### What to work on
Identify the lines that include the word "screenshot", then copy all of them.

━━━━━━━━

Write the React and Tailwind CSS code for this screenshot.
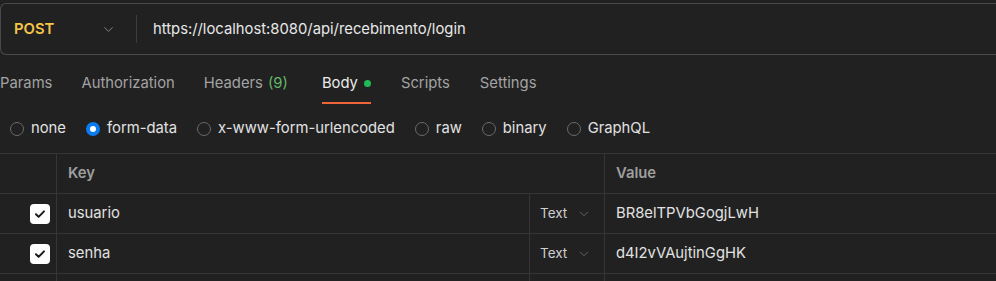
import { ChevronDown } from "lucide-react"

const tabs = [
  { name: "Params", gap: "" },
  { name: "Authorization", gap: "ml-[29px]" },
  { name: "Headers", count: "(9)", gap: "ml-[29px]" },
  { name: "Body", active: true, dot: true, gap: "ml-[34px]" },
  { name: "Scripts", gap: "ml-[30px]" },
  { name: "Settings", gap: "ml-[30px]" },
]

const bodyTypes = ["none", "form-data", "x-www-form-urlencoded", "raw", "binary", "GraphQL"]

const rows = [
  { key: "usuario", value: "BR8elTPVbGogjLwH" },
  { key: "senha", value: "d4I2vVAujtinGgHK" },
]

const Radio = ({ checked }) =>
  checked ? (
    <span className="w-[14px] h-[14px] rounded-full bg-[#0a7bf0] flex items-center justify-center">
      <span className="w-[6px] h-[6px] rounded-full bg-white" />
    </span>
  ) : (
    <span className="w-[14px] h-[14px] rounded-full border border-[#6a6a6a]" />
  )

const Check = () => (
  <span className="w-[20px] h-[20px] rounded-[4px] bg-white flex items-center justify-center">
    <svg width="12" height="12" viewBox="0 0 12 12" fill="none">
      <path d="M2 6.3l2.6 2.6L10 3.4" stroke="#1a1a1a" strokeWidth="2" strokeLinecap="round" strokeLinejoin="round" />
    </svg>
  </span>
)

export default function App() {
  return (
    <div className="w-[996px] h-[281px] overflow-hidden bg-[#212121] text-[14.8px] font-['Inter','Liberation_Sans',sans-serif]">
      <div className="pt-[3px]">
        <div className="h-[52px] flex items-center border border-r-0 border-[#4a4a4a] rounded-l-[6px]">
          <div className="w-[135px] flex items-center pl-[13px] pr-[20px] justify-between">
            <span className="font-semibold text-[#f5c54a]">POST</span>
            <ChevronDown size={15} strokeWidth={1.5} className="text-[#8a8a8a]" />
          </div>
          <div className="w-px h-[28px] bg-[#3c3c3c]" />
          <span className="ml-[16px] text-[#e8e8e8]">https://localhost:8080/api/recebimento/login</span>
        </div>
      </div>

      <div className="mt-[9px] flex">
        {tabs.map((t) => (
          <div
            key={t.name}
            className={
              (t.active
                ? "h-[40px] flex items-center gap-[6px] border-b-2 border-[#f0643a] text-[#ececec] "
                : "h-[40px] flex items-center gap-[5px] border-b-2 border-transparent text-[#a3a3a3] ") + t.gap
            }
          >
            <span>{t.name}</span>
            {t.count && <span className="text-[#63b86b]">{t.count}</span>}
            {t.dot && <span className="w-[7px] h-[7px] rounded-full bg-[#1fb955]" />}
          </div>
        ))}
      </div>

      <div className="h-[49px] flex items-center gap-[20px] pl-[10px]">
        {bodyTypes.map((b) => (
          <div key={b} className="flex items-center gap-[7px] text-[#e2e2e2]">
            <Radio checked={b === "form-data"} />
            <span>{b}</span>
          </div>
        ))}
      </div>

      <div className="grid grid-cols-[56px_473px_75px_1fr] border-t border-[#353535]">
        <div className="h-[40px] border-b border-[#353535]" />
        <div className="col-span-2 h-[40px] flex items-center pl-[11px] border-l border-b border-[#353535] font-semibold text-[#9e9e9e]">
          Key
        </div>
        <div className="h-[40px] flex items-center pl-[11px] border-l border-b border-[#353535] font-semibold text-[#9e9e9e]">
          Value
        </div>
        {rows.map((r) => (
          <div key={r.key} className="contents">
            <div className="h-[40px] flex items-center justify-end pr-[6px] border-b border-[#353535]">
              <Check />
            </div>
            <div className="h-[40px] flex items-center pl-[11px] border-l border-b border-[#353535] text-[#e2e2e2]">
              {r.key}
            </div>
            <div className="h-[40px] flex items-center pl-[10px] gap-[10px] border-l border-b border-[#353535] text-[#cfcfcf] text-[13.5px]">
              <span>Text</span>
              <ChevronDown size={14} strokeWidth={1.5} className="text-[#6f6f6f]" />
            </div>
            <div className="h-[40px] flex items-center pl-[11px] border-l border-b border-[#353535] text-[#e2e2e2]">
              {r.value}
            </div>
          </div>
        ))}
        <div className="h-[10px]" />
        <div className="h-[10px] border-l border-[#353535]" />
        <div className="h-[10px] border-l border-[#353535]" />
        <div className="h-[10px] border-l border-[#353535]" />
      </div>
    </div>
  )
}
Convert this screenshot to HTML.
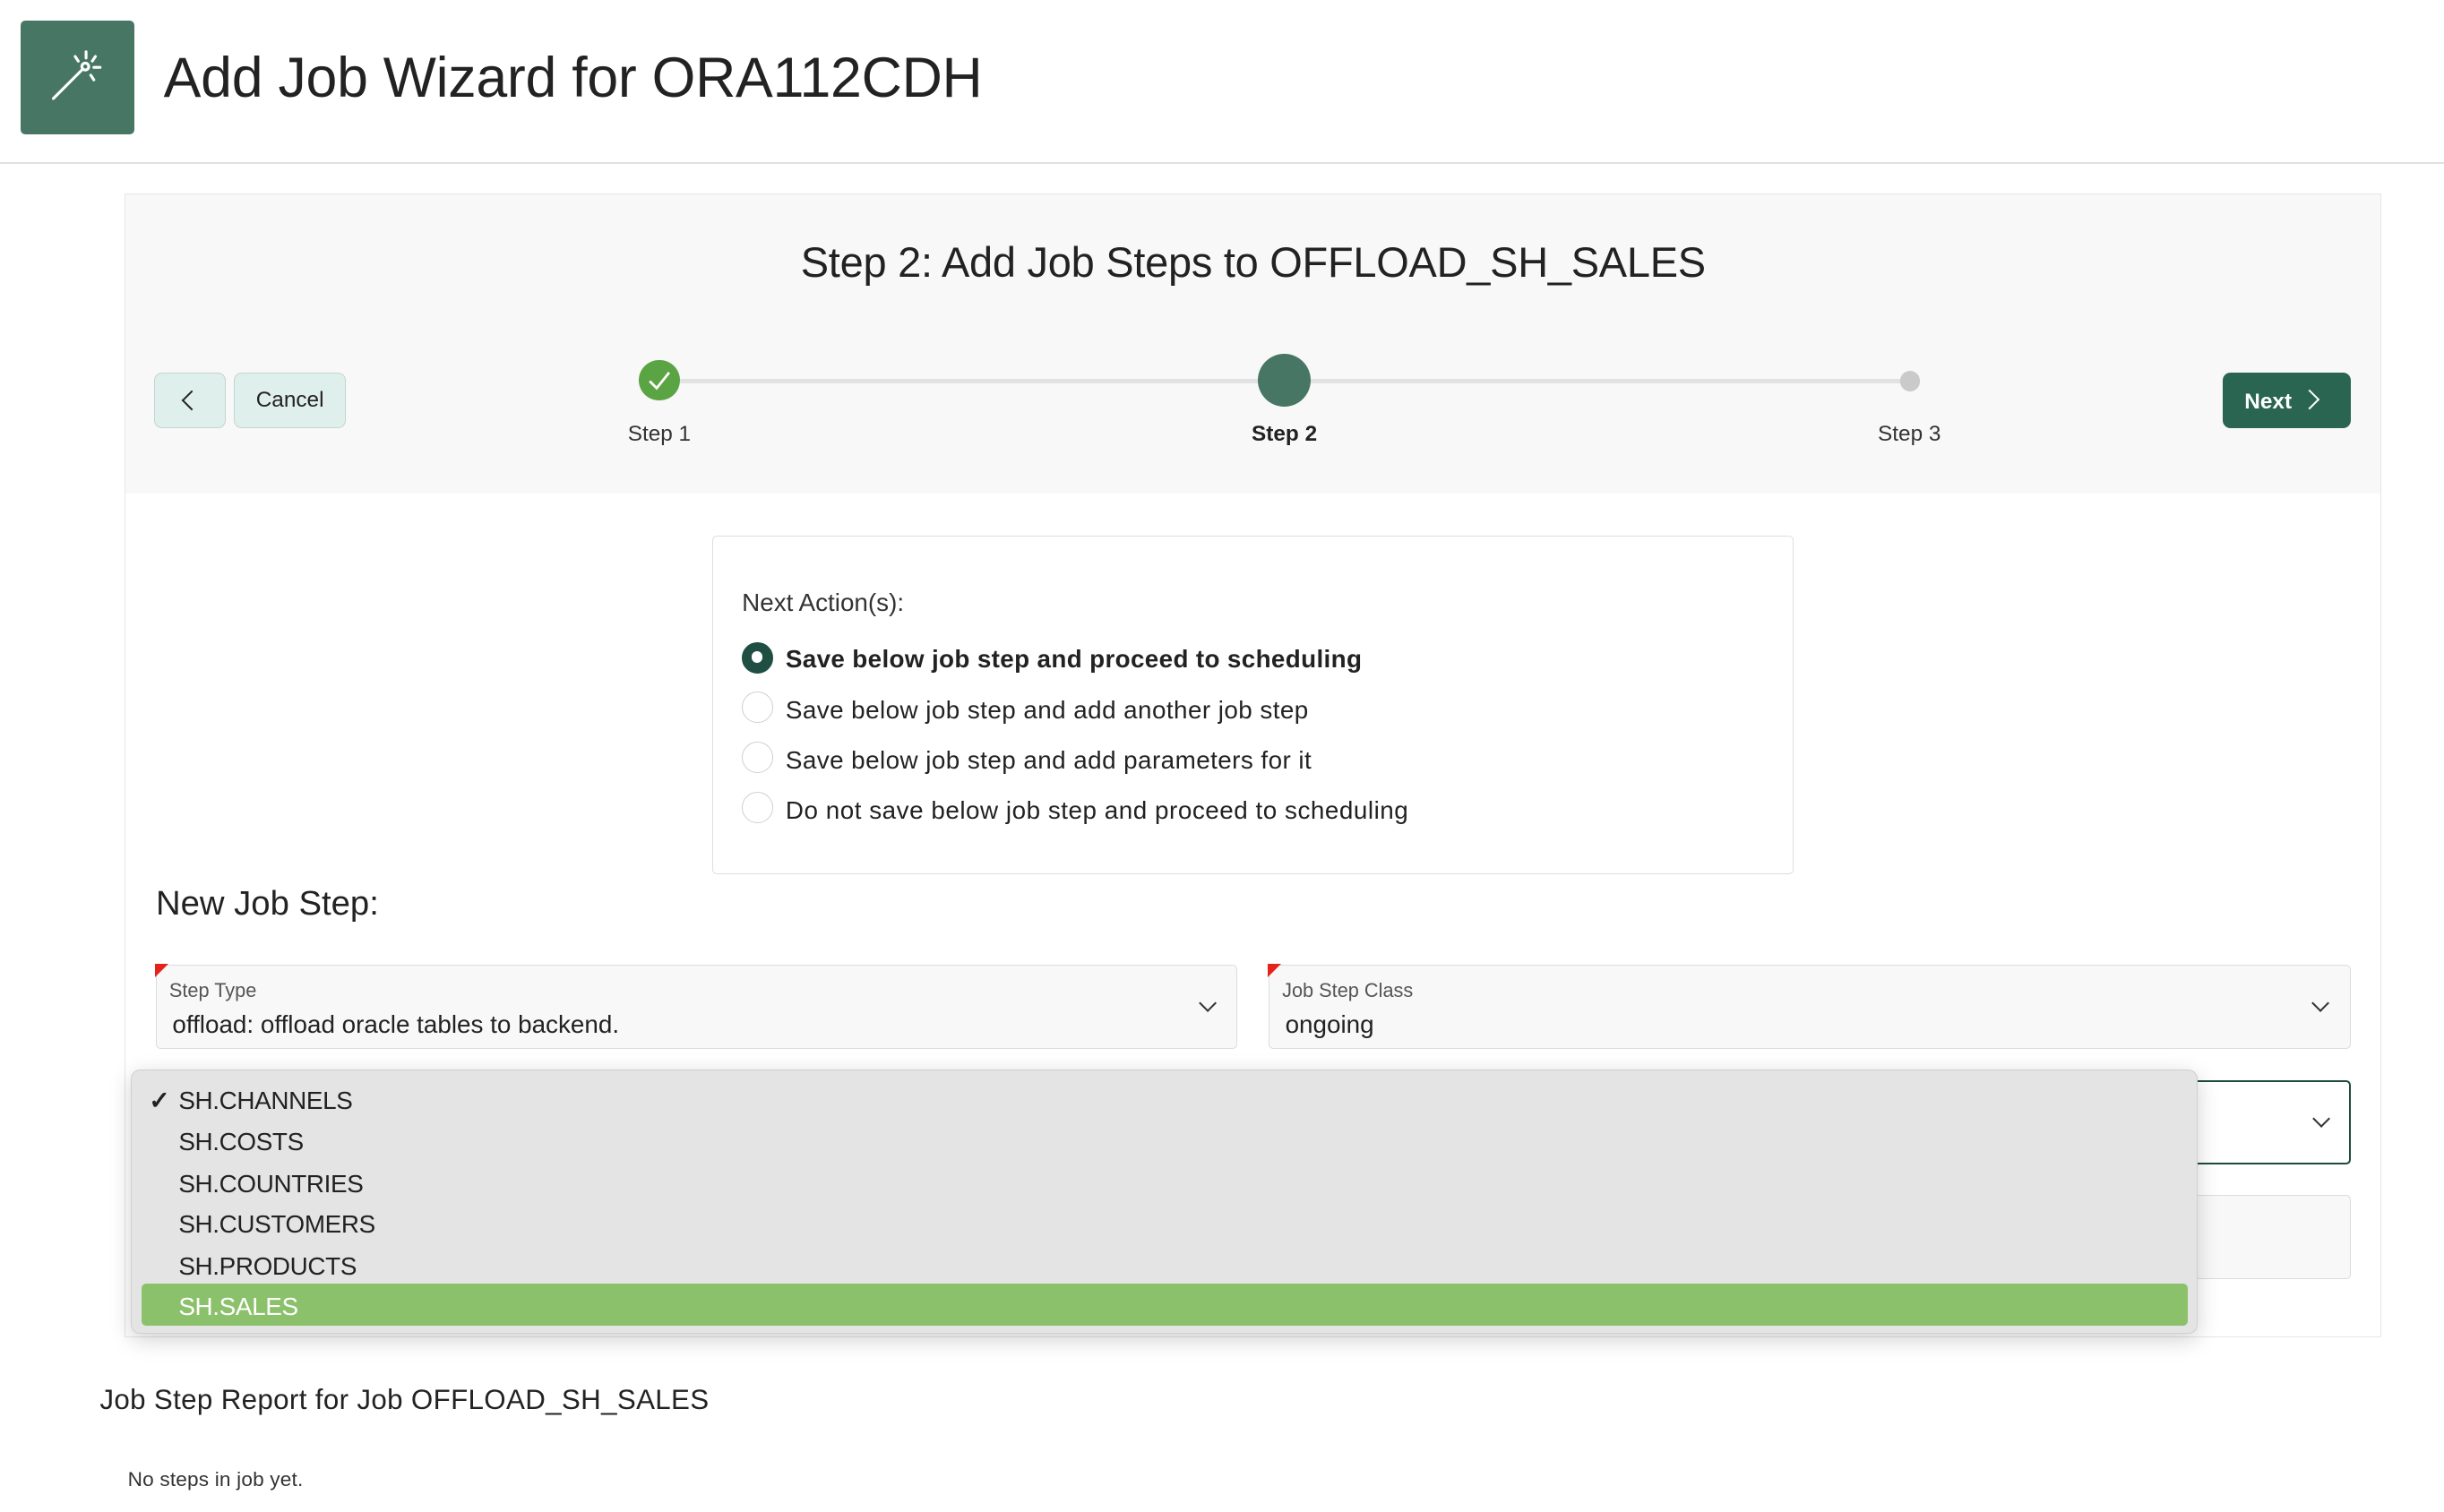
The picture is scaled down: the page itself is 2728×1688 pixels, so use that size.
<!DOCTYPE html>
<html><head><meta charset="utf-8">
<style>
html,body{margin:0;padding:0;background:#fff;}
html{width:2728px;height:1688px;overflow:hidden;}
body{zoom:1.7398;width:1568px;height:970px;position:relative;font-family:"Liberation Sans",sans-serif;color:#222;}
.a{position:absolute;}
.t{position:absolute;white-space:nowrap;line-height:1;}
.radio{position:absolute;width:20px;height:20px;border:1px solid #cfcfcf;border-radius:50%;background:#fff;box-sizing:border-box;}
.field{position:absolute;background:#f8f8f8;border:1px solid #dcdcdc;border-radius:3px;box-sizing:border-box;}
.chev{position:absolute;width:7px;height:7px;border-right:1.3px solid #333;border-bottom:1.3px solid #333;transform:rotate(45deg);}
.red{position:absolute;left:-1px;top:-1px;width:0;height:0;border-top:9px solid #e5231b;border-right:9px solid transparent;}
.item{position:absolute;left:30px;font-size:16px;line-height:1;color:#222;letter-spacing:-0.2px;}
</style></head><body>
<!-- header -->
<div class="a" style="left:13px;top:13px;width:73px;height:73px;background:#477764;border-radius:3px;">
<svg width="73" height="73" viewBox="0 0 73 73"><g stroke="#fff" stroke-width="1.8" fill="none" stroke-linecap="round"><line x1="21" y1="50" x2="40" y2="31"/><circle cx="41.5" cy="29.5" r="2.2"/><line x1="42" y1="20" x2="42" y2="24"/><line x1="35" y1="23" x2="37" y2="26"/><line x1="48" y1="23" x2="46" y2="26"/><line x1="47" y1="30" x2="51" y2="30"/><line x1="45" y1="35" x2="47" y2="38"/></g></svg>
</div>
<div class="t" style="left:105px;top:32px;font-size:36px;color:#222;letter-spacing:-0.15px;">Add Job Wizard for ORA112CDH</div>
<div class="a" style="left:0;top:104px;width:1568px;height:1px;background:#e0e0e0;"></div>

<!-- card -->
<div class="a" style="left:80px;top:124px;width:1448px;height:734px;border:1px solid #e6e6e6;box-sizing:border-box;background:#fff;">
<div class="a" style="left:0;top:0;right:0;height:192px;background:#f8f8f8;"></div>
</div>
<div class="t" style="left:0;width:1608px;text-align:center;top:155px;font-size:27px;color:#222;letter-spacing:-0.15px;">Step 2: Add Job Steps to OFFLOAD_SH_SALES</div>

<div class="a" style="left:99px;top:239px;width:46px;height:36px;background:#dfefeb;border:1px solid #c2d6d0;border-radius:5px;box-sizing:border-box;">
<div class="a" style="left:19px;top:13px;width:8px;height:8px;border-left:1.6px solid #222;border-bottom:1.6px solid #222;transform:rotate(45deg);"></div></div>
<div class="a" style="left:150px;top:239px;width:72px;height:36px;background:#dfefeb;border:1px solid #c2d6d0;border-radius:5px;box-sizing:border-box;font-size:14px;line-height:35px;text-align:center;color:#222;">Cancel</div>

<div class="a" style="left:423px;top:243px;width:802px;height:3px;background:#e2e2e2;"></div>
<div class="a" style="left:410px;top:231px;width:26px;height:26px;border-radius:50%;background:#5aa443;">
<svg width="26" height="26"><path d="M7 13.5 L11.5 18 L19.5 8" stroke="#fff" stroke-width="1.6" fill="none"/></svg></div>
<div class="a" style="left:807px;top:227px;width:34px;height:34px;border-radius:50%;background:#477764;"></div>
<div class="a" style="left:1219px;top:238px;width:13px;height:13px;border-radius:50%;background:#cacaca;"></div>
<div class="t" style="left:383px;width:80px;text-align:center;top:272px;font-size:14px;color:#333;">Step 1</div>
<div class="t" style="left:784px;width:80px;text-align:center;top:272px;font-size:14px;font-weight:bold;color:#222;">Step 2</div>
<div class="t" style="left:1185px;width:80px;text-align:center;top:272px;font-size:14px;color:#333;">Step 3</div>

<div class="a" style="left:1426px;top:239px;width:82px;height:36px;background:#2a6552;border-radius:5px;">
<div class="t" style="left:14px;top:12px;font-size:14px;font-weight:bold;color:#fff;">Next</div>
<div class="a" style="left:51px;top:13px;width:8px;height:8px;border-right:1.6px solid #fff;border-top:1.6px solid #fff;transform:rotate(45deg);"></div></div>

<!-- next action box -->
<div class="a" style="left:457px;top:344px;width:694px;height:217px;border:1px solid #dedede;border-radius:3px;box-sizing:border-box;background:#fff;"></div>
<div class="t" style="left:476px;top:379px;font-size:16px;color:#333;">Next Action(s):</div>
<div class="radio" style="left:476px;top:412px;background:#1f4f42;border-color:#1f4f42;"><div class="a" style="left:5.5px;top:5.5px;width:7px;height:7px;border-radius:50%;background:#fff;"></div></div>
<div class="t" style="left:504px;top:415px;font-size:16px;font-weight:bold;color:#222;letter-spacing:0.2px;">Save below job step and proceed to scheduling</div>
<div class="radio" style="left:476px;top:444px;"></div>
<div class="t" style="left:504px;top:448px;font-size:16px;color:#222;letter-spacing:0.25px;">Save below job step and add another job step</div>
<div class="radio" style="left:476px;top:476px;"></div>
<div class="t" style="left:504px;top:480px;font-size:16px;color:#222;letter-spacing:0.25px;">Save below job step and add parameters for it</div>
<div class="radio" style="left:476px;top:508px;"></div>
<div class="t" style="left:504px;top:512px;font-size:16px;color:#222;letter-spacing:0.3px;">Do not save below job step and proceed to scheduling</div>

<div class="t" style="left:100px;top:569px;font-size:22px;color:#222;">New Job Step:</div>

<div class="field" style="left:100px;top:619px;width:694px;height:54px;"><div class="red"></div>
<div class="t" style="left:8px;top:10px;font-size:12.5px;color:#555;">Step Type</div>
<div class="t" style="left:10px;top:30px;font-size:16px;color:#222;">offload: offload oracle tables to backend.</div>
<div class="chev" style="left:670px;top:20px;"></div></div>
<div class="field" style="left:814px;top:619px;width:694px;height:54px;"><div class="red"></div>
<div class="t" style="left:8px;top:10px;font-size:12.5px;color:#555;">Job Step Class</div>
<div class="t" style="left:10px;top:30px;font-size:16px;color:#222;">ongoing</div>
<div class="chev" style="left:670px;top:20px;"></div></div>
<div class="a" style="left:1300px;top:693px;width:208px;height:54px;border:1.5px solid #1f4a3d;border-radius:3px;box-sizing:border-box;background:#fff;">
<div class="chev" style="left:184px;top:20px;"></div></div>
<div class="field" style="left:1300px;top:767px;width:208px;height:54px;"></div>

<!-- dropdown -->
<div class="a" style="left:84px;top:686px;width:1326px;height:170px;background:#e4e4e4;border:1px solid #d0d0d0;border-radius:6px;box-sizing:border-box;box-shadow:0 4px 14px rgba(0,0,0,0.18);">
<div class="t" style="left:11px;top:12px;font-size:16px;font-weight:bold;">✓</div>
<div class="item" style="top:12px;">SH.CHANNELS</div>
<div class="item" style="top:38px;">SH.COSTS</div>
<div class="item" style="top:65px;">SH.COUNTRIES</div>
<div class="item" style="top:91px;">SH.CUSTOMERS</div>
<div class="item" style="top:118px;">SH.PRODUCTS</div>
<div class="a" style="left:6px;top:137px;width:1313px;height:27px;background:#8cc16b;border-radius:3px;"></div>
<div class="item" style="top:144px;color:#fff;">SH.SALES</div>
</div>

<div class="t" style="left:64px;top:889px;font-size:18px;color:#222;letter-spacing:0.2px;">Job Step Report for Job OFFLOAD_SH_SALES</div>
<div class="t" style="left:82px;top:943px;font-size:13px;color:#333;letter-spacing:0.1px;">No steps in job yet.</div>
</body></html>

━━━━━━━━

### Response
Write the React and Tailwind CSS code for this screenshot.
Convert this screenshot to HTML.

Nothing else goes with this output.